In the Gospel, John told Jesus they saw someone driving out demons in his name and they tried to stop him because he wasn’t a follower. Jesus told him not to prevent him, “For whoever is not against us is for us.” He also told them that anyone who is kind to them, even if not part of their group, will receive God’s reward.
“Now I will never deny the fullness of faith and truth that I have come to know in the Catholic Church. But God does not always draw within the lines,” the bishop said.
“Let us not be jealous when we find the spirit of God working great good in unexpected places. We can celebrate what God does everywhere and ultimately use that good to draw all people, including ourselves, closer to the heart of Jesus himself,” he added.

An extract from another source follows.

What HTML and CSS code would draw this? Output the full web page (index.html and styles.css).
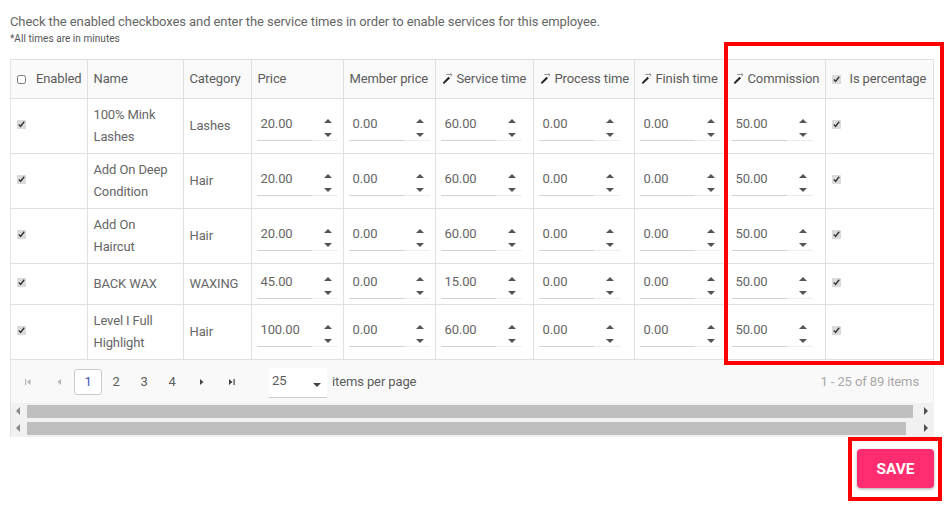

The bishop mentioned the death earlier in the week of Bishop emeritus Anthony Pilla, noting that he was known for his work among people of other faiths and Christian denominations. “He was not afraid to find evidence of the Spirit working among all people of good will. He used what he found in them to build bridges of peace and justice in our community. That was something he believed he was being asked to do by God. Perhaps we can all learn from his example as we heed the call of Jesus to be as one, as he is with the Father.”
Bishop Malesic also said that as we walk together, sometimes we have to give up what we want in order to give people what they need, explaining that’s what St. Vincent de Paul did. He encouraged parishioners to be more like their patron saint, pointing out he “loved his neighbor because he loved his God. In fact, let’s use some of that spirit that has been given to all of us and be with and for Jesus in all things at all times.”
Father Pfeifer thanked the parishioners for their contributions, noting, “It would be a boring place without the people. We did that for a few months,” he said, referring to celebrating livestreamed/recorded Masses in an empty church as the pandemic spread.
The actual 100th anniversary of the parish will be on Easter Sunday 2022. As the anniversary celebration begins, Father Pfeifer asked parishioners to make a “100 Challenge” – to give or do “100 of something” that is a personal choice. It could be saying 100 rosaries, donating $100 to a cause, or something else as a way of thanking God for the ways he has blessed the parish during the past century.
After Mass, the congregation was invited to pose on the front steps of the church to recreate a photo taken when the church building was dedicated. A brunch followed in the church hall.